“Collapse” goes mainstream

March 1, 2010 | By | 2 Replies More

Last week I wrote about a new film, Collapse, and the arrival of Peak Oil as one of the primary factors driving that collapse.   Two years ago, daring to speculate about the end of America, or of capitalism itself would have been greeted with a hearty guffaw, or at least some very skeptical glances.  Today, these concerns are no longer solely the province of the “doomers”– there is a blossoming awareness of the gravity of the challenges facing us.  Consider these warnings from mainstream, highly credible sources:

  • Secretary of State Hillary Clinton argues that our debt and unprecedented deficits have become a national security issue, not merely a matter of economics. Reuters reported:

    Having to rely on foreign creditors hit “our ability to protect our security, to manage difficult problems and to show the leadership that we deserve,” she said.

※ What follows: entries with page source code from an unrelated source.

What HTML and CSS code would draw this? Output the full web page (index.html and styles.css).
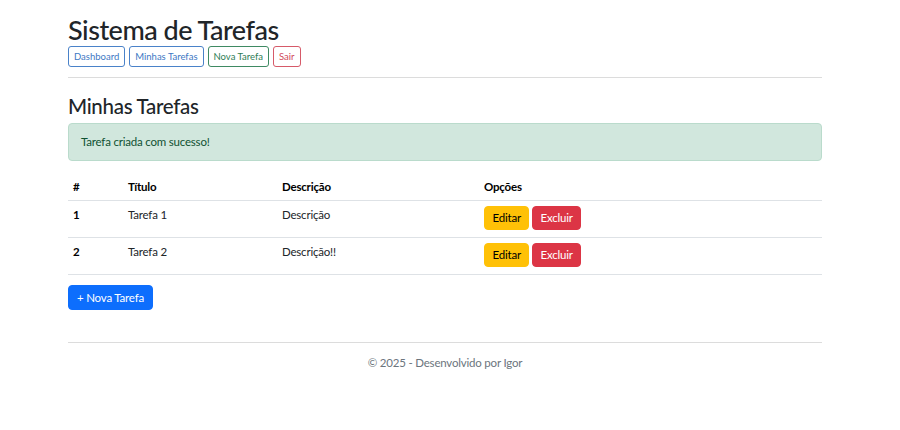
FILE: index.html
```html
<!DOCTYPE html>
<html lang="pt-br">
<head>
<meta charset="utf-8">
<title>Sistema de Tarefas</title>
<link rel="stylesheet" href="styles.css">
</head>
<body>
<div class="container">
  <header class="header">
    <h1 class="title">Sistema de Tarefas</h1>
    <nav class="nav">
      <a class="btn-o btn-o-primary" href="#">Dashboard</a>
      <a class="btn-o btn-o-primary" href="#">Minhas Tarefas</a>
      <a class="btn-o btn-o-success" href="#">Nova Tarefa</a>
      <a class="btn-o btn-o-danger" href="#">Sair</a>
    </nav>
  </header>
  <hr class="rule">
  <main>
    <h2 class="subtitle">Minhas Tarefas</h2>
    <div class="alert">Tarefa criada com sucesso!</div>
    <table class="table">
      <thead>
        <tr><th class="c-id">#</th><th class="c-title">Título</th><th class="c-desc">Descrição</th><th>Opções</th></tr>
      </thead>
      <tbody>
        <tr>
          <th class="c-id">1</th><td>Tarefa 1</td><td>Descrição</td>
          <td class="c-act"><div class="actions"><a class="btn btn-warning" href="#">Editar</a><a class="btn btn-danger" href="#">Excluir</a></div></td>
        </tr>
        <tr>
          <th class="c-id">2</th><td>Tarefa 2</td><td>Descrição!!</td>
          <td class="c-act"><div class="actions"><a class="btn btn-warning" href="#">Editar</a><a class="btn btn-danger" href="#">Excluir</a></div></td>
        </tr>
      </tbody>
    </table>
    <a class="btn btn-primary" href="#">+ Nova Tarefa</a>
  </main>
  <footer class="footer">© 2025 - Desenvolvido por Igor</footer>
</div>
</body>
</html>
```
FILE: styles.css
```css
* { box-sizing: border-box; }
body {
  margin: 0;
  font-family: Lato, "Noto Sans", sans-serif;
  font-size: 11.5px;
  letter-spacing: -0.2px;
  color: #212529;
  background: #fff;
}
.container {
  margin: 0 78px 0 68px;
  padding-top: 14px;
}
.title {
  margin: 0 0 1px;
  font-size: 27px;
  letter-spacing: -0.5px;
  font-weight: 500;
  line-height: 31px;
}
.nav { display: flex; gap: 4px; }
.btn-o {
  display: inline-block;
  padding: 2px 5px;
  font-size: 9.5px;
  letter-spacing: 0;
  line-height: 15px;
  border: 1px solid;
  border-radius: 3px;
  text-decoration: none;
  background: #fff;
}
.btn-o-primary { color: #3d78c4; border-color: #4a82c9; }
.btn-o-success { color: #2e7d55; border-color: #3f8a63; }
.btn-o-danger { color: #d0495a; border-color: #d65a69; }
.rule {
  margin: 10px 0 16px;
  border: 0;
  border-top: 1px solid #dcdcdc;
}
.subtitle {
  margin: 0 0 4px;
  font-size: 20.5px;
  letter-spacing: -0.3px;
  font-weight: 500;
  line-height: 25px;
}
.alert {
  padding: 11px 12px;
  background: #d1e7dd;
  border: 1px solid #badbcc;
  border-radius: 4px;
  color: #0f5132;
  line-height: 14px;
  margin-bottom: 13px;
}
.table {
  width: 100%;
  border-collapse: collapse;
  margin-bottom: 10px;
}
.table th, .table td {
  text-align: left;
  padding: 6px 5px;
  border-bottom: 1px solid #dee2e6;
  vertical-align: top;
  line-height: 14px;
}
.table th { font-weight: 700; color: #000; }
.table tbody td, .table tbody th { padding: 7px 5px 15px; }
.table tbody td.c-act { padding: 5px 5px 6px; }
.c-id { width: 55px; }
.c-title { width: 154px; }
.c-desc { width: 202px; }
.actions { display: flex; gap: 3px; }
.btn {
  display: inline-block;
  padding: 4px 7.5px;
  font-size: 11.5px;
  line-height: 14px;
  border: 1px solid transparent;
  border-radius: 4px;
  text-decoration: none;
}
.btn-warning { background: #ffc107; border-color: #ffc107; color: #000; }
.btn-danger { background: #dc3545; border-color: #dc3545; color: #fff; padding-left: 7px; padding-right: 7px; }
.btn-primary { background: #0d6efd; border-color: #0d6efd; color: #fff; padding: 5px 8px; line-height: 13px; }
.footer {
  margin-top: 32px;
  border-top: 1px solid #dcdcdc;
  padding-top: 13px;
  text-align: center;
  color: #6c757d;
  line-height: 14px;
}
```
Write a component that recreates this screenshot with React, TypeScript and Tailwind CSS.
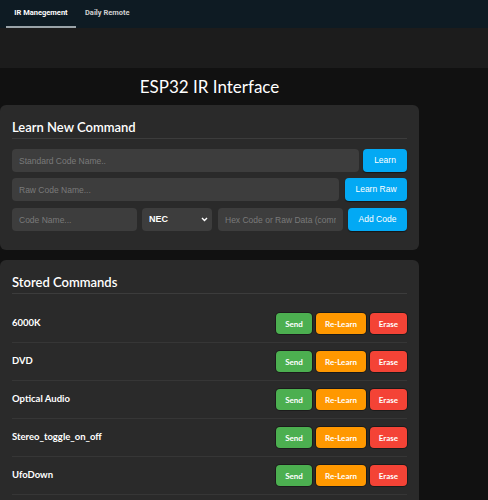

    “The moment of reckoning cannot be put off forever,” she said. “I really honestly wish I could turn the clock back.”

    Though she did not mention it, China’s portfolio of some $755 billion in U.S. Treasury bonds has become a concern for some U.S. policymakers. They worry that Beijing’s creditor status could create leverage to influence U.S. policy.

  • Ben Bernanke, Chairman of the Federal Reserve bluntly warned that the US is facing a debt crisis similar to that facing Greece.  From the Washington Times:

    “It’s not something that is 10 years away. It affects the markets currently,” he told the House Financial Services Committee. “It is possible that bond markets will become worried about the sustainability [of yearly deficits over $1 trillion], and we may find ourselves facing higher interest rates even today.”…

    “We’re not going to monetize the debt,” Mr. Bernanke declared flatly, stressing that Congress needs to start making plans to bring down the deficit to avoid such a dangerous dilemma for the Fed.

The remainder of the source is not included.